Does the impeachment invalidate the pardons involved in the case?
Is a conviction in the Senate required to invalidate the pardons?
Standing
The Attorney General will claim standing based on the following assertions:
He (the US Justice Department) has been harmed. These pardons stand in the way of addressing illegal activity, cover-up obstruction of justice, fabricated evidence, etc.
The pardons are a direct barrier to the lawful exercise of the DOJ authority.
By invalidating the pardon, the court can redress the wrong, allowing the DOJ to address the pardon's corrupt use.
Impeaching prior officeholders
Republican Senators raised claims that once the president is no longer in office, then it’s not constitutional to impeach him and hold a trial in the Senate. These claims are incorrect. Structurally allowing someone to resign or to run the clock out to avoid impeachment would act as a get-out-of-jail-free card. Here is what it says in the Constitution:
Article I, Section 3, Clause 7: “Judgment in Cases of Impeachment shall not extend further than to removal from Office, and disqualification to hold and enjoy any Office of honor, Trust or Profit under the United States: but the Party convicted shall nevertheless be liable and subject to Indictment, Trial, Judgment and Punishment, according to Law.

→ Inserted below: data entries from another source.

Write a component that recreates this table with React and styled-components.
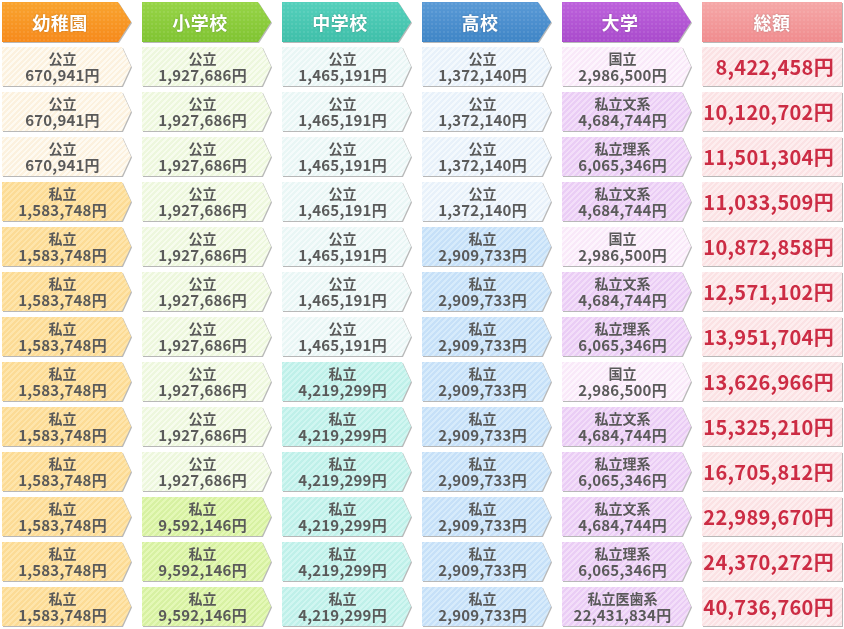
import React from "react";
import styled, { createGlobalStyle } from "styled-components";

const GlobalStyle = createGlobalStyle`
  html, body {
    margin: 0;
    padding: 0;
    background: #fff;
  }
  body {
    font-family: "Noto Sans CJK JP", "Noto Sans", sans-serif;
  }
`;

const columns = [
  { title: "幼稚園", head: ["#f9a42f", "#f68a1c"], light: ["#fefaf1", "#fcf1de"], dark: ["#fee5ac", "#fcdb95"] },
  { title: "小学校", head: ["#97d447", "#80c432"], light: ["#f7fcee", "#edf7dd"], dark: ["#e4f8b7", "#d7f1a2"] },
  { title: "中学校", head: ["#55d0bc", "#3fbfa9"], light: ["#f5fbfb", "#e9f6f5"], dark: ["#d1f6f1", "#bff0e9"] },
  { title: "高校", head: ["#5a9ad6", "#3f85c6"], light: ["#f4f9fd", "#e8f1fa"], dark: ["#d7ebfb", "#c6e0f8"] },
  { title: "大学", head: ["#bd62dc", "#a94bcc"], light: ["#fdf5fd", "#f9e9f9"], dark: ["#f3def9", "#eacdf5"] },
];

const K_PUB = ["公立", "670,941円"];
const K_PRI = ["私立", "1,583,748円"];
const E_PUB = ["公立", "1,927,686円"];
const E_PRI = ["私立", "9,592,146円"];
const M_PUB = ["公立", "1,465,191円"];
const M_PRI = ["私立", "4,219,299円"];
const H_PUB = ["公立", "1,372,140円"];
const H_PRI = ["私立", "2,909,733円"];
const U_NAT = ["国立", "2,986,500円"];
const U_BUN = ["私立文系", "4,684,744円"];
const U_RI = ["私立理系", "6,065,346円"];
const U_MED = ["私立医歯系", "22,431,834円"];

const rows = [
  [K_PUB, E_PUB, M_PUB, H_PUB, U_NAT, "8,422,458円"],
  [K_PUB, E_PUB, M_PUB, H_PUB, U_BUN, "10,120,702円"],
  [K_PUB, E_PUB, M_PUB, H_PUB, U_RI, "11,501,304円"],
  [K_PRI, E_PUB, M_PUB, H_PUB, U_BUN, "11,033,509円"],
  [K_PRI, E_PUB, M_PUB, H_PRI, U_NAT, "10,872,858円"],
  [K_PRI, E_PUB, M_PUB, H_PRI, U_BUN, "12,571,102円"],
  [K_PRI, E_PUB, M_PUB, H_PRI, U_RI, "13,951,704円"],
  [K_PRI, E_PUB, M_PRI, H_PRI, U_NAT, "13,626,966円"],
  [K_PRI, E_PUB, M_PRI, H_PRI, U_BUN, "15,325,210円"],
  [K_PRI, E_PUB, M_PRI, H_PRI, U_RI, "16,705,812円"],
  [K_PRI, E_PRI, M_PRI, H_PRI, U_BUN, "22,989,670円"],
  [K_PRI, E_PRI, M_PRI, H_PRI, U_RI, "24,370,272円"],
  [K_PRI, E_PRI, M_PRI, H_PRI, U_MED, "40,736,760円"],
];

const Table = styled.div`
  display: grid;
  grid-template-columns: repeat(5, 130px) 140px;
  grid-auto-rows: 40px;
  column-gap: 10px;
  row-gap: 5px;
  padding: 2px 0 0 2px;
`;

const Shadow = styled.div`
  filter: drop-shadow(1px 1px 0.6px rgba(0, 0, 0, 0.28));
`;

const Header = styled.div`
  height: 40px;
  display: flex;
  align-items: center;
  justify-content: center;
  padding-right: ${(p) => (p.$arrow ? "14px" : "0")};
  box-sizing: border-box;
  color: #fff;
  font-size: 18px;
  font-weight: 700;
  letter-spacing: 0.5px;
  text-shadow: 0 0 2px rgba(0, 0, 0, 0.25);
  background:
    radial-gradient(rgba(255, 255, 255, 0.18) 0.6px, transparent 0.8px) 0 0 / 4px 4px,
    linear-gradient(180deg, ${(p) => p.$from}, ${(p) => p.$to});
  clip-path: ${(p) =>
    p.$arrow
      ? "polygon(0 0, 116px 0, 129px 50%, 116px 100%, 0 100%)"
      : "none"};
`;

const Cell = styled.div`
  height: 39px;
  display: flex;
  flex-direction: column;
  align-items: center;
  justify-content: center;
  padding-right: 9px;
  box-sizing: border-box;
  color: #5a5a5a;
  font-weight: 700;
  background: repeating-linear-gradient(
    -45deg,
    ${(p) => p.$bg} 0px,
    ${(p) => p.$bg} 2px,
    ${(p) => p.$stripe} 2px,
    ${(p) => p.$stripe} 4px
  );
  clip-path: polygon(0 0, 120px 0, 129px 50%, 120px 100%, 0 100%);
`;

const Kind = styled.div`
  font-size: 14px;
  line-height: 16px;
  height: 16px;
`;

const Amount = styled.div`
  font-size: 15px;
  line-height: 17px;
  height: 17px;
  letter-spacing: 0.2px;
`;

const Total = styled.div`
  height: 39px;
  display: flex;
  align-items: center;
  justify-content: flex-end;
  padding-right: 8px;
  box-sizing: border-box;
  color: #cc2c44;
  font-size: 20px;
  font-weight: 700;
  letter-spacing: 0.3px;
  background: repeating-linear-gradient(
    -45deg,
    #fdeeef 0px,
    #fdeeef 2px,
    #fbe2e4 2px,
    #fbe2e4 4px
  );
`;

export default function App() {
  return (
    <>
      <GlobalStyle />
      <Table>
        {columns.map((c) => (
          <Shadow key={c.title}>
            <Header $arrow $from={c.head[0]} $to={c.head[1]}>
              {c.title}
            </Header>
          </Shadow>
        ))}
        <Shadow>
          <Header $from="#f5a8a8" $to="#f08c8e">総額</Header>
        </Shadow>
        {rows.map((r, i) => (
          <React.Fragment key={i}>
            {r.slice(0, 5).map((v, j) => {
              const col = columns[j];
              const dark = v[0] !== "公立" && v[0] !== "国立";
              const tone = dark ? col.dark : col.light;
              return (
                <Shadow key={j}>
                  <Cell $bg={tone[0]} $stripe={tone[1]}>
                    <Kind>{v[0]}</Kind>
                    <Amount>{v[1]}</Amount>
                  </Cell>
                </Shadow>
              );
            })}
            <Shadow>
              <Total>{r[5]}</Total>
            </Shadow>
          </React.Fragment>
        ))}
      </Table>
    </>
  );
}
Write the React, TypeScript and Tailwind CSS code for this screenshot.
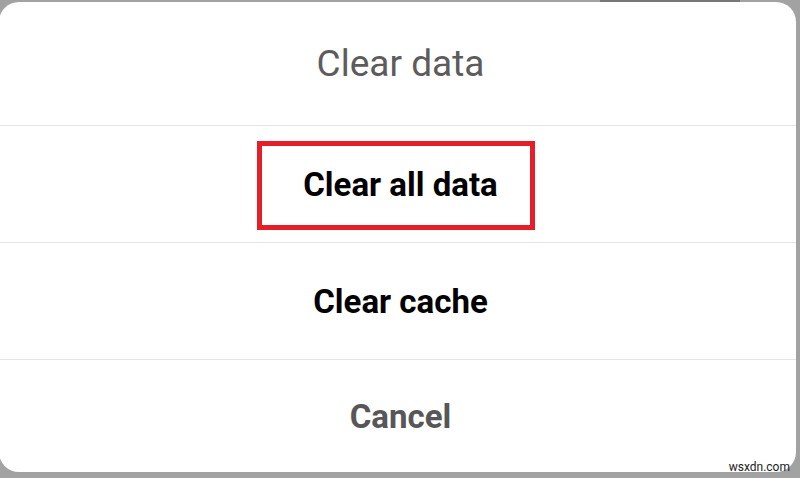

Since impeachment and conviction have elements beyond and in addition to removal from office, the House must be able to impeach a person who is no longer in office.

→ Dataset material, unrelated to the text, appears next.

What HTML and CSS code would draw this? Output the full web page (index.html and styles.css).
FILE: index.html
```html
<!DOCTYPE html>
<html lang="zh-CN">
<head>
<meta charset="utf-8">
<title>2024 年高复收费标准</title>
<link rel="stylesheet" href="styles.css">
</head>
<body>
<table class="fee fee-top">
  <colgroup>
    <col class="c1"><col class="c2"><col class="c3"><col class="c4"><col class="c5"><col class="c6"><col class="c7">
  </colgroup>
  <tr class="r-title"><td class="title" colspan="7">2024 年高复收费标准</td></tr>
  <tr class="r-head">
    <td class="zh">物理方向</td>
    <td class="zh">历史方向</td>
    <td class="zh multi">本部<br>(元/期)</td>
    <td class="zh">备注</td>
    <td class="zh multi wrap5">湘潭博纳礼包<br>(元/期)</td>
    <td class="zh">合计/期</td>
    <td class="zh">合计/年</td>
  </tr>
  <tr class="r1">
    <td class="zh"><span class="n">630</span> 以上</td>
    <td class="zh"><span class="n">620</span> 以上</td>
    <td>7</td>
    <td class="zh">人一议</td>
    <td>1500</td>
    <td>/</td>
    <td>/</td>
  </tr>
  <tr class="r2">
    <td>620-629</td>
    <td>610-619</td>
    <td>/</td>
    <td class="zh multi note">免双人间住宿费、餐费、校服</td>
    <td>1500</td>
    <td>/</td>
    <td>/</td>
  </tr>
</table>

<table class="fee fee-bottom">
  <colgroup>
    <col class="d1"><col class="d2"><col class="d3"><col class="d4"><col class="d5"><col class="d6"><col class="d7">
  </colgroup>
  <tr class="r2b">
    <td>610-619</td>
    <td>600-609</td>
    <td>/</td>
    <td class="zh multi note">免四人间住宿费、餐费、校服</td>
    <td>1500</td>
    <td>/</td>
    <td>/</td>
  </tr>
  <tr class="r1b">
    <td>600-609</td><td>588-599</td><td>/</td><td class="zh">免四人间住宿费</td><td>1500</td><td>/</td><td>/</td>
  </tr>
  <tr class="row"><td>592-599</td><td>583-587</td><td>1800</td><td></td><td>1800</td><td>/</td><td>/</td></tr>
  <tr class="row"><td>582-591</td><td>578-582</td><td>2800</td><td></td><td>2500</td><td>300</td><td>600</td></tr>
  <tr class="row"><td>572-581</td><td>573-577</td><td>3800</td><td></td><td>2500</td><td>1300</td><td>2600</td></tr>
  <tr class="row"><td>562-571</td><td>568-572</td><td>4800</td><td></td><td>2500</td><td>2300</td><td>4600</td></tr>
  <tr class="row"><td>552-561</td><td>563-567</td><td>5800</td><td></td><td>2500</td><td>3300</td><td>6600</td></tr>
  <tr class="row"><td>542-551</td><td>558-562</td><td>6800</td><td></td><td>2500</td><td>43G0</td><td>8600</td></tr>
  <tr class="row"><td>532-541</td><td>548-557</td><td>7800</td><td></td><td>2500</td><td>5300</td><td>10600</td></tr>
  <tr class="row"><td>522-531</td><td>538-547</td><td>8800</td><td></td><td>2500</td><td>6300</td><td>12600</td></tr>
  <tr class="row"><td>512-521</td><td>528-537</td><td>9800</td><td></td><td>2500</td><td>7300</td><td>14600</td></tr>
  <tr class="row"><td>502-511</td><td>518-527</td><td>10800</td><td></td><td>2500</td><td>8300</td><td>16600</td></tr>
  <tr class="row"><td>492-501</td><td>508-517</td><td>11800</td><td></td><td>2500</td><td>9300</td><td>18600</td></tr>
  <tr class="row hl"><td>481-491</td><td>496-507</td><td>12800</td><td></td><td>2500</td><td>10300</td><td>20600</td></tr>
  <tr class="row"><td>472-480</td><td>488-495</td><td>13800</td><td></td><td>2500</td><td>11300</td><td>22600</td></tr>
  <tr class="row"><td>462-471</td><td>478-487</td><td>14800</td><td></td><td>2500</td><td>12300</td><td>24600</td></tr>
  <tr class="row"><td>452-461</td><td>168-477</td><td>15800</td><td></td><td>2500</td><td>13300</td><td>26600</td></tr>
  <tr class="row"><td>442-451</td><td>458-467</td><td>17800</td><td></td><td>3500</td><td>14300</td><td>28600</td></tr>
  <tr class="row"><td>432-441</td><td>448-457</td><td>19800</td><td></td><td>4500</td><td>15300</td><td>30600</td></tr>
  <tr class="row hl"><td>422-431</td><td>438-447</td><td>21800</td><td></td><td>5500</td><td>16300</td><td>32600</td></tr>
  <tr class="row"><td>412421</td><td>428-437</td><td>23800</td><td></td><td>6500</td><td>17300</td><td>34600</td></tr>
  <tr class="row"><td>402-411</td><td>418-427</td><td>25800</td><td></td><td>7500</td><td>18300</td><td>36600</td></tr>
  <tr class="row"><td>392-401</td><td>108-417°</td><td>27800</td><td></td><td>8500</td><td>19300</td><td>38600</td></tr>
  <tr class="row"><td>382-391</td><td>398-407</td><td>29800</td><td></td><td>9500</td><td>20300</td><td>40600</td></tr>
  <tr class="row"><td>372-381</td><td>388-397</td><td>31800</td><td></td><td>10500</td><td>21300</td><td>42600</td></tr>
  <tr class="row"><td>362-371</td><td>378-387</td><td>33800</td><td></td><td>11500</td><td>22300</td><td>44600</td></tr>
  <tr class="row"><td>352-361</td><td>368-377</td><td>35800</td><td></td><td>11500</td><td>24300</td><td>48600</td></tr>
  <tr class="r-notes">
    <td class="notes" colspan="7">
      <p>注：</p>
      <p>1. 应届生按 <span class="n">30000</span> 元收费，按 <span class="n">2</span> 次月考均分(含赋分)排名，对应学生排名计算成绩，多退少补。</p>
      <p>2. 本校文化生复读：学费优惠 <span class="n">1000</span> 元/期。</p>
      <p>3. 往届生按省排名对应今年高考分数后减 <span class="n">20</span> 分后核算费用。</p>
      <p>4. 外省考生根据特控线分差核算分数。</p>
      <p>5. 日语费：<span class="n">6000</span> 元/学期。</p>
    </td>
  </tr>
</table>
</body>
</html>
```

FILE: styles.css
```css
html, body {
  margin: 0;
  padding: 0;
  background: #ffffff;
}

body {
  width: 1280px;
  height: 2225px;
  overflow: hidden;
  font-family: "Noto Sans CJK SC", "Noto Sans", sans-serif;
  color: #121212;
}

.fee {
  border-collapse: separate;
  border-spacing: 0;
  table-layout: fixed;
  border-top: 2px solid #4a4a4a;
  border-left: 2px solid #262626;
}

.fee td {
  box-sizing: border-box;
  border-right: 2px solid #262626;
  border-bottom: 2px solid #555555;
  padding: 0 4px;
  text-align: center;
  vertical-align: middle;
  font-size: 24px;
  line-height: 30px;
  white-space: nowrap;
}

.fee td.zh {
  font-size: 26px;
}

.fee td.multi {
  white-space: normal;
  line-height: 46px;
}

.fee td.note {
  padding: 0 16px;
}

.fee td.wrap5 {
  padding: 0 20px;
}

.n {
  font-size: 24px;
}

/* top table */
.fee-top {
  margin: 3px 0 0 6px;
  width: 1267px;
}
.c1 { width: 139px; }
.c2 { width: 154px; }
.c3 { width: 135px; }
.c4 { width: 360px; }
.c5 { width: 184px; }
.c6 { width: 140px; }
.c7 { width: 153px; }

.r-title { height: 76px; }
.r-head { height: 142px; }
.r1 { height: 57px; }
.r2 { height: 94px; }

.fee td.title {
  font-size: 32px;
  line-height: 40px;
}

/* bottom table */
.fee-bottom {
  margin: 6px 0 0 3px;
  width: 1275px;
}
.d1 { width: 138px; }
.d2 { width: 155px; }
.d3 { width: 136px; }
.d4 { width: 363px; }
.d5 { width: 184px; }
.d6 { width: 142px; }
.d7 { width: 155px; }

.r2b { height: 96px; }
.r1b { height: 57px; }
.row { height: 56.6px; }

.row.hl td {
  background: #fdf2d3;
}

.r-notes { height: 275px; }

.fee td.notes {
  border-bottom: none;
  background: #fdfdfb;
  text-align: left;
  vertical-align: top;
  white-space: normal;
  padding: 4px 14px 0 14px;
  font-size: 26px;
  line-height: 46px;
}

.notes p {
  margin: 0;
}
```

Second, this case demonstrates the need to impeach a prior officeholder. President Biden granted these pardons very late in his term, too late to be impeached. If this method of invalidating a pardon is constitutional, then impeachment after leaving office must be permitted. For example, the President grants a pardon for money (it’s a bribe) and does it at 11:59 on January 20th, one minute before the end of his term. Congress must be able to impeach this president to reverse the corrupt pardon.
Invalidating other pardons
The claim will be that President Biden and the people pardoned have entered into a corrupt scheme to commit crimes against the United States and then use the pardon power to cover up the crimes. President Trump has claimed that:
The January 6 Committee has fabricated evidence, hidden exculpatory evidence, obstructed justice, and invalidated due process. He has claimed that the committee must be held accountable for these gross violations.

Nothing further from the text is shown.